En fait, malgré les possibilités d'ouverture sur un certain nombre de points concrets, comme l'enseignement, l'usage de la langue albanaise ou encore les quotas réservés aux membres des minorités dans les administration, la différence des points de vue n'a peut-être jamais été aussi grande. Encouragés par les réflexions formulées la semaine dernière par Robert Badinter, le gouvernement macédonien propose la constitution d'un Etat "citoyen", alors que les partis albanais réclament la transformation de la Macédoine en un Etat binational, en ayant recours à des modèles fédéraux comme ceux en vigueur en Suisse ou en Belgique, où les différentes communautés nationales ou linguistiques disposent d'une stricte parité institutionnelle et d'un pouvoir de blocage dans toutes les institutions. La question est donc de savoir si les émissaires internationaux parviendront à débloquer ce dialogue de sourds, et si les acteurs locaux préféreront l'option d'un mauvais compromis à celle d'une guerre généralisée.

Sur le terrain, la situation reste très tendue, notamment dans la région de Tetovo, malgré le cessez-le-feu théoriquement entré en vigueur dans la nuit de jeudi à vendredi dernier. Depuis dimanche 8 juillet, l'UCK a établi des points de contrôle aux portes mêmes de la ville, la principale agglomération albanaise de Macédoine. Selon des sources macédoniennes, plusieurs personnes auraient été enlevés dans la région de Tetovo ces derniers jours.
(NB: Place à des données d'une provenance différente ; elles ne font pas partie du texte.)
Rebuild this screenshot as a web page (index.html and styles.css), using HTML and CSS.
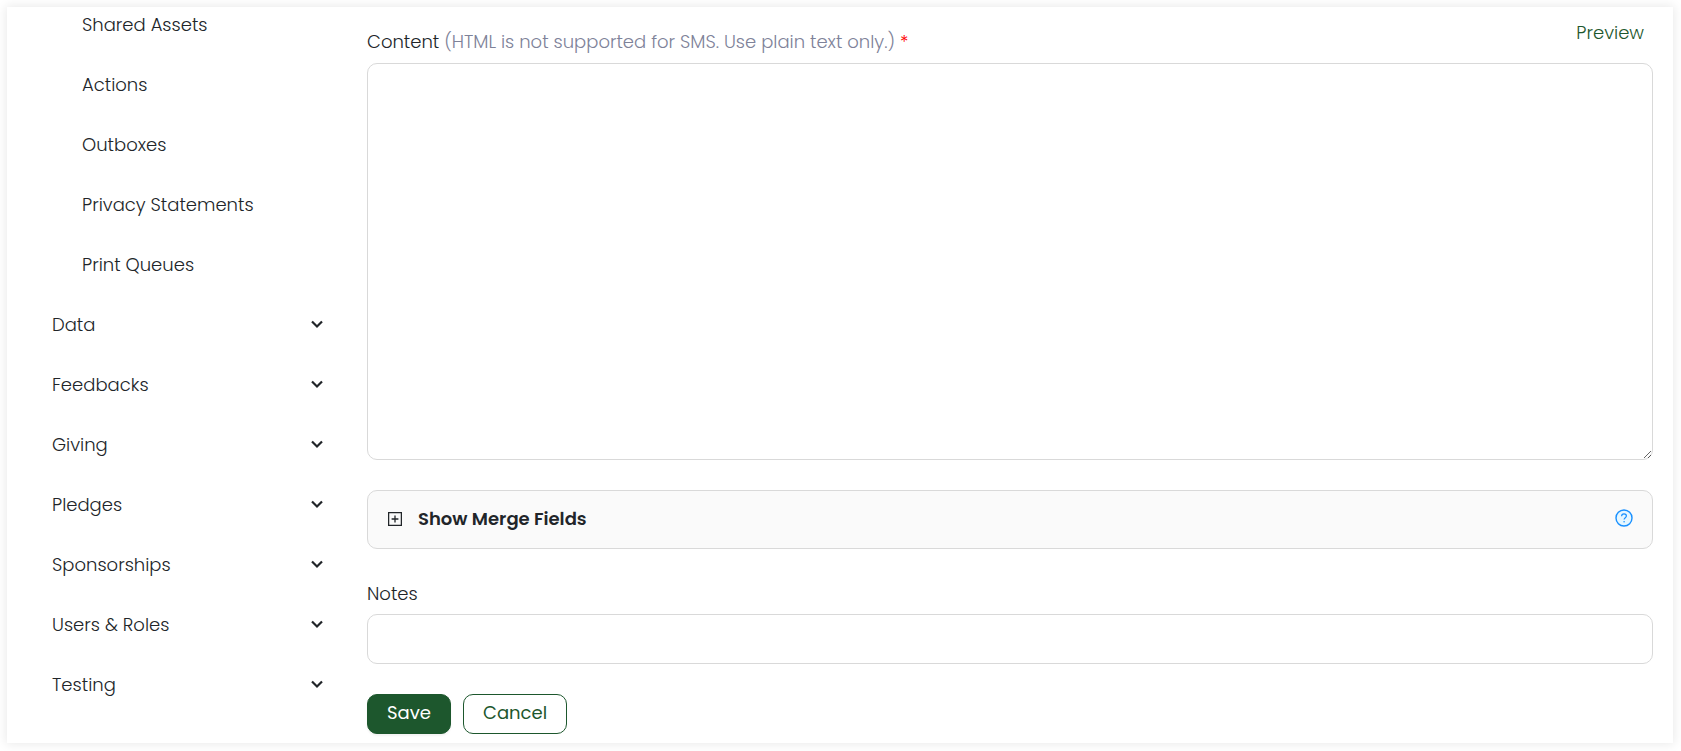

Il s'agit sûrement pour la guérilla de maintenir la pression, malgré la fragile reprise de pourparlers dont elle est toujours officiellement exclue. La perspective du déploiement de soldats de l'OTAN, qui serait chargés de désarmer l'UCK, semble cependant toujours bien éloignée. Leur arrivée reste en effet conditionnée à la conclusion d'un accord politique. Les jeux dangereux auxquels se livrent à la fois le gouvernement macédonien et les partis albanais risquent seulement de laisser pourrir davantage encore la situation.